Английская Википедия:Arthur Kramer
Arthur Kramer (January 10, 1927 − January 26, 2008) was the founding partner of law firm Kramer Levin.
Family
Kramer's relationship with his brother, playwright Larry Kramer, moved into the public sphere with Larry's 1984 play, The Normal Heart. In the play, Larry portrays Arthur ("Ben Weeks") as more concerned with building his $2 million house in Connecticut than in helping his brother's cause. Humorist Calvin Trillin, a friend of both Larry and Arthur, once called The Normal Heart "the play about the building of [Arthur's] house." Anemona Hartocollis observed in The New York Times that "their story came to define an era for hundreds of thousands of theatergoers."[1] Arthur, who had been his younger brother's protector against the parents they both disliked, couldn't find it in his heart to reject Larry, but also couldn't accept his homosexuality. This caused years of arguing and stretches of silence between the siblings. In the 1980s, Larry wanted Arthur's firm to represent the fledgling Gay Men's Health Crisis, a nonprofit Larry organized. Arthur said he had to clear it with his firm's intake committee. Larry saw this as a cop-out — rightly, as Arthur said later.[2] Larry called for a gay boycott of MCI, a prominent Kramer Levin client, which Arthur saw as a personal affront. In 1992, Colorado voters passed Amendment 2, an anti-gay rights referendum, and Arthur refused to cancel a ski trip to Aspen.[1]
Throughout their disagreements, they still stayed close, remaining each other's touchstones. Larry writes of their relationship in The Normal Heart: "The brothers love each other a great deal; [Arthur's] approval is essential to [Larry]."[3]
In 2001, Arthur gave Yale University a $1 million grant to establish the Larry Kramer Initiative for Lesbian and Gay Studies, a program focusing on gay history.[4]
Later life and death
Kramer retired from the firm in 1996. He was found alone by a ski patrol in Sun Valley, Idaho on January 13, 2008. He ultimately died from a stroke on January 26 in New York City. He was 81 when he died, having lived in Stamford, Connecticut.[5]

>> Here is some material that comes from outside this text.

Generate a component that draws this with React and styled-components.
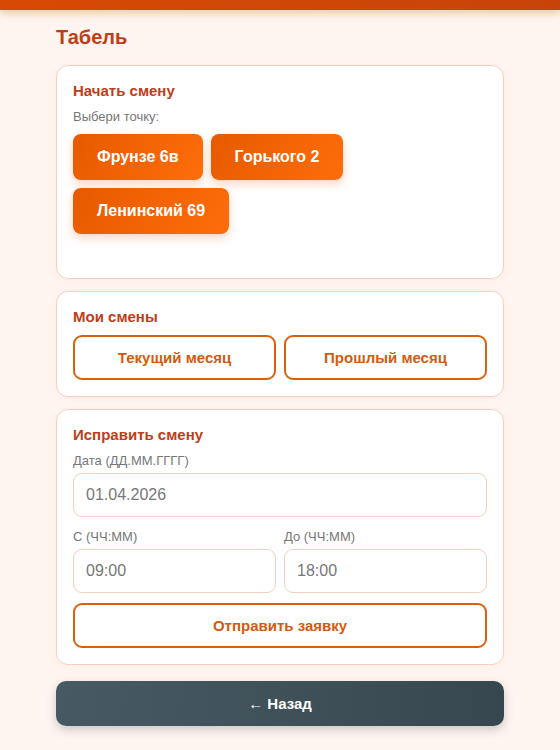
import React from 'react';
import styled, { createGlobalStyle } from 'styled-components';

const GlobalStyle = createGlobalStyle`
  html, body {
    margin: 0;
    padding: 0;
    background: #fff5f0;
    font-family: "Liberation Sans", Arial, sans-serif;
  }
`;

const TopBar = styled.div`
  height: 10px;
  background: linear-gradient(90deg, #d84a04, #c8430a);
  box-shadow: 0 3px 8px rgba(200, 70, 10, 0.3);
`;

const Page = styled.div`
  width: 448px;
  margin: 0 auto;
  padding: 14px 0 24px;
  display: flex;
  flex-direction: column;
`;

const Title = styled.h1`
  margin: 0 0 15px;
  font-size: 20px;
  font-weight: 700;
  color: #bf3d17;
  line-height: 26px;
`;

const Card = styled.section`
  background: #fff;
  border: 1px solid #f6cfc0;
  border-radius: 12px;
  padding: 16px;
  margin-bottom: 12px;
  box-shadow: 0 2px 8px rgba(230, 120, 80, 0.06);
`;

const CardTitle = styled.h2`
  margin: 0 0 9px;
  font-size: 15px;
  font-weight: 700;
  color: #bf3d17;
  line-height: 18px;
`;

const Hint = styled.div`
  font-size: 13px;
  color: #777;
  margin-bottom: 9px;
  line-height: 16px;
`;

const Points = styled.div`
  display: flex;
  flex-wrap: wrap;
  gap: 8px;
  margin-bottom: 28px;
`;

const PointButton = styled.button`
  height: 46px;
  padding: 0 24px;
  border: none;
  border-radius: 8px;
  background: linear-gradient(120deg, #e65a00, #ff6d0a);
  color: #fff;
  font-family: inherit;
  font-size: 16px;
  font-weight: 700;
  box-shadow: 0 4px 10px rgba(240, 100, 20, 0.28);
  cursor: pointer;
`;

const Row = styled.div`
  display: grid;
  grid-template-columns: 1fr 1fr;
  gap: 8px;
`;

const OutlineButton = styled.button`
  width: 100%;
  height: 45px;
  background: #fff;
  border: 2px solid #d9600f;
  border-radius: 9px;
  color: #d45a10;
  font-family: inherit;
  font-size: 15px;
  font-weight: 700;
  cursor: pointer;
  margin-top: ${p => p.$mt || 0}px;
`;

const Field = styled.label`
  display: flex;
  flex-direction: column;
  margin-bottom: ${p => p.$mb || 0}px;
`;

const Label = styled.span`
  font-size: 13px;
  color: #777;
  line-height: 16px;
  margin-bottom: 4px;
`;

const Input = styled.input`
  box-sizing: border-box;
  height: 44px;
  width: 100%;
  padding: 0 12px;
  border: 1px solid #f4cfc2;
  border-radius: 9px;
  font-family: inherit;
  font-size: 16px;
  color: #777;
  background: #fff;
  outline: none;
`;

const BackButton = styled.button`
  height: 45px;
  margin-top: 4px;
  border: none;
  border-radius: 10px;
  background: linear-gradient(100deg, #475a63, #37474f);
  color: #fff;
  font-family: inherit;
  font-size: 15px;
  font-weight: 700;
  box-shadow: 0 4px 10px rgba(55, 71, 79, 0.25);
  cursor: pointer;
`;

export default function App() {
  return (
    <>
      <GlobalStyle />
      <TopBar />
      <Page>
        <Title>Табель</Title>

        <Card>
          <CardTitle>Начать смену</CardTitle>
          <Hint>Выбери точку:</Hint>
          <Points>
            <PointButton>Фрунзе 6в</PointButton>
            <PointButton>Горького 2</PointButton>
            <PointButton>Ленинский 69</PointButton>
          </Points>
        </Card>

        <Card>
          <CardTitle>Мои смены</CardTitle>
          <Row>
            <OutlineButton>Текущий месяц</OutlineButton>
            <OutlineButton>Прошлый месяц</OutlineButton>
          </Row>
        </Card>

        <Card>
          <CardTitle>Исправить смену</CardTitle>
          <Field $mb={12}>
            <Label>Дата (ДД.ММ.ГГГГ)</Label>
            <Input defaultValue="01.04.2026" />
          </Field>
          <Row>
            <Field>
              <Label>С (ЧЧ:ММ)</Label>
              <Input defaultValue="09:00" />
            </Field>
            <Field>
              <Label>До (ЧЧ:ММ)</Label>
              <Input defaultValue="18:00" />
            </Field>
          </Row>
          <OutlineButton $mt={10}>Отправить заявку</OutlineButton>
        </Card>

        <BackButton>← Назад</BackButton>
      </Page>
    </>
  );
}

Kramer life insurance litigation
In mid-2005, Kramer, then aged 78, applied for seven insurance policies from three different insurance companies, with a total value of $56.2 million. Arthur had sought a way to provide additional support and gifts to his children during his lifetime, and this action followed his considering a series of life insurance strategies over a period of two years.
He created a pair of insurance trusts to own these policies, and designated his three adult children, Andrew Kramer, Rebecca Kramer, and Liza Kramer, as the trusts' beneficiaries. Shortly after the policies were issued, before Arthur had paid the first premiums on any of the policies, he directed his children to sell their interests in the trusts to outside life settlement investors for $660,000, slightly over one per cent of the policies' worth.[6]
Less than three years later, following Arthur's death in early 2008, his wife, Alice Kramer, who was the executor of his estate, filed suit in New York federal court, claiming that she, rather than the investors, was entitled to the $56.2 million death benefit. She claimed that Arthur, by taking out the policies and having them resold to investors, violated New York State insurable interest law; thus, the sale to the investors should be retroactively voided.[7]
After over two years of contentious litigation, the New York Court of Appeals decided against Alice Kramer, ruling that New York insurance law allowed her husband and children to sell his insurance policies immediately after issuance to whomever they wished, provided they acted without coercion and were not subject to any nefarious influence.[8] Her lawyer had argued that the estate's claim to the $56.2 million benefit would not result in a "windfall" to the family, but rather would "send a message" to insurance policy investors not to engage in these types of transactions.
The Kramer decision was hailed throughout the United States as a victory for the life settlement industry and as a blow to "overreaching" families wishing to undo the insurance planning of their deceased relations.[9]